NEW YORK (CNNfn) - Sega of America Inc. has replaced its president just three weeks before the launch of the company's highly-touted Dreamcast video game console.
Sega of America, the U.S. subsidiary of Tokyo-based Sega Enterprises Ltd., the number three video game console maker behind Nintendo and Sony, said that as of Wednesday Bernard Stolar no longer is with the company.
A Sega spokesman declined to elaborate about Stolar's departure and said it won't derail the Dreamcast launch "in any way, shape or form."
"It would take a nuclear bomb falling on Sega to screw this up," David Karraker said. "It's too late. Everything is locked and loaded. We do not feel this is going to affect the success of Dreamcast at launch or in the future."

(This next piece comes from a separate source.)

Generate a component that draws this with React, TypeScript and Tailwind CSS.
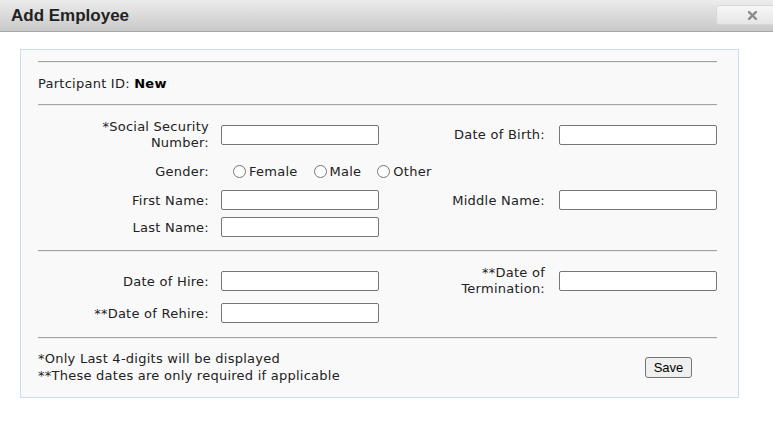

David Leibowitz, analyst with Burnham Securities, said Stolar's departure "clearly caught the industry by surprise."
Leibowitz said there was no reason Stolar's leaving should affect initial sales of Dreamcast, since the former president is not featured in advertisements and is not well known beyond investors and hard-core game people. Still, he said the timing was very surprising.
Leibowitz also said there were probably several factors contributing to the parting of the ways, and that "one has to presume things didn't go well on either side of the Pacific."
The company said Toshiro Kezuka will succeed Stolar and has been named vice-chairman and chief operating officer. Kezuka joined Sega of America this year and was a board member and head of domestic sales and distribution for Sega Enterprises Ltd. since 1995. Previously, he was a president of Honda France.
The top-level management change comes just before the scheduled Sept. 9 launch of Sega's Dreamcast videogame system, which the company describes as the most powerful video game console ever created.
The Dreamcast launch is backed by a $100 million marketing campaign, and Karraker said there will be 250,000 to 300,000 pre-sales at launch.
"Bernie has done a fine job positioning the product," Leibowitz said, "orchestrating a media blitz that has resulted in a sell-out before it hits the shelves."
As proof that Stolar's leaving will not hurt Dreamcast, Karraker pointed to a time back in 1995 when Sony of America's president and a vice president left the company just three weeks before the launch of Sony Playstation.
And the name of that VP? Bernard Stolar.